いくら「カネがない」とはいえ、ヨレヨレの制服はズボンのヒザが抜け折れ目もなく、靴はただの運動靴。
「カネがない」というモチベーションが、滲み出たような車掌だったのだ。
これが「カネがない」という演出なら、根本的に間違っている。

ダメを出せばキリがない。
仲ノ町駅本社事務所周辺のゴミの山。
ラミネーターすらかけずに貼りっぱなしの掲示物は湿気でヨレヨレになり、県警からのお知らせはセロテープで貼られている。
窓ガラスは曇り、シートは薄汚れ、おおよそ「掃除された痕跡」すら見当たらない。

「人員が足りない」

それも格好の言い訳になろう。
しかし、この潰れかけた鉄道を存続させたくて、自らの意思で残っているのではないだろうか。
「ぬれ煎餅」が頼みの綱と言うが、それ以前に、いくらでもやれるコトはあるだろう。
犬吠駅にはあまり愛想のよくない職員さんが2人居た(女性)が、トイレが毎日掃除されているようには見られなかった。
1日10分でもいい。
できることから、していく姿勢。
そんなものが微塵も感じられない銚電社員の皆様。
貧乏会社がイヤなら、今すぐ辞めたほうがいい。

実際に乗るまでは、「江ノ電」に出来て、「銚電」に出来ないコトとは何だろう。
桑田佳祐にでも頼んで、「銚電」をテーマにした歌でも作ってもらえば、なんとかなるんじゃね?
なんて甘いコトを考えていたのだが、このモチベーションの低さは、「そりゃ横領もするさ」というレベルである。

交通インフラとしての、鉄道の役割は終わったと思う。
例えば銚電が廃業したとして、利用者は「困る」と騒ぐに違いない。
実際、コレを利用していると思しき学生さんも居た。
しかし、無くなったら無くなったでバスによる代替輸送がある。
なにも、専用の細長い敷地内で、一両編成のポンコツを無理矢理運行させる必要性など、とっくに無くなってしまったのだ。
そしてその対価としての、小銭を徴収するビジネスモデルも崩壊してしまっている。
かのJR東日本ですら、首都圏以外では採算割れではないだろうか。
そんな、新車購入はおろか、車検代すら出てこないローカル線を、午後10時過ぎまで運行させちゃってる無駄さ加減。
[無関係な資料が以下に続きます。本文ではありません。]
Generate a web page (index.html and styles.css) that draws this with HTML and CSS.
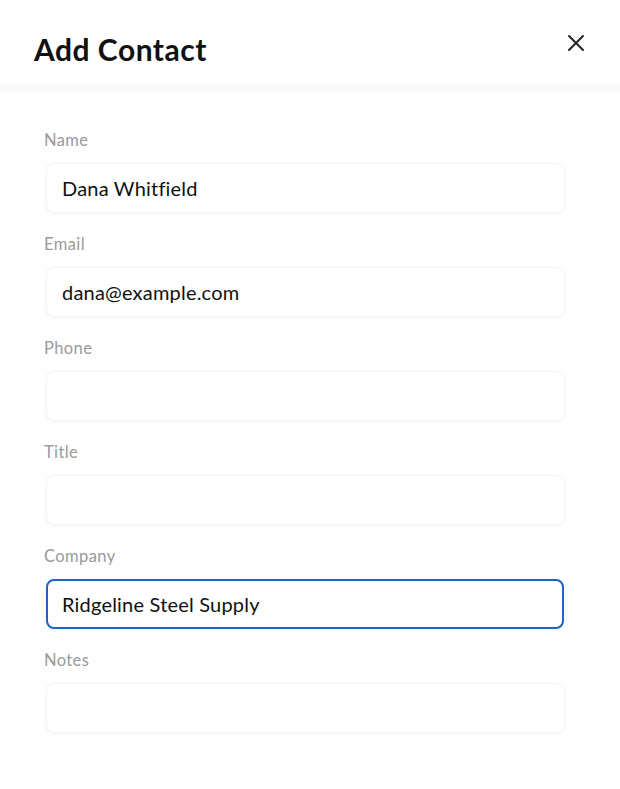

犬吠駅売店が、採算面から午後4時閉店なら、電車だって午後4時終電でいいではないか。
そんな観光路線としての展望を考えるに、惜しむらくはその路線区間
せめて君ケ浜駅周辺だけでも、海沿いを走るコトは出来なかったのだろうか。
竹薮の中を銚子まで往復し、マイカーで君ケ浜に差し掛かって、つくづくそう思った。
まあ、ココまで資金難となってしまっては、路線の延伸など夢のまた夢、なのであろうが。

コレを銚子観光の目玉に据えていくならば、銚子市役所から清掃員の派遣があったって、いいハズだ。
ナニも高速を伸ばせば済むってハナシでもないもんだと、そんなコトを考えた銚電の旅だった。

こんな絶景を持っているのに、たいした観光客が来ない理由って、意外と本質的なものだと思うぞ。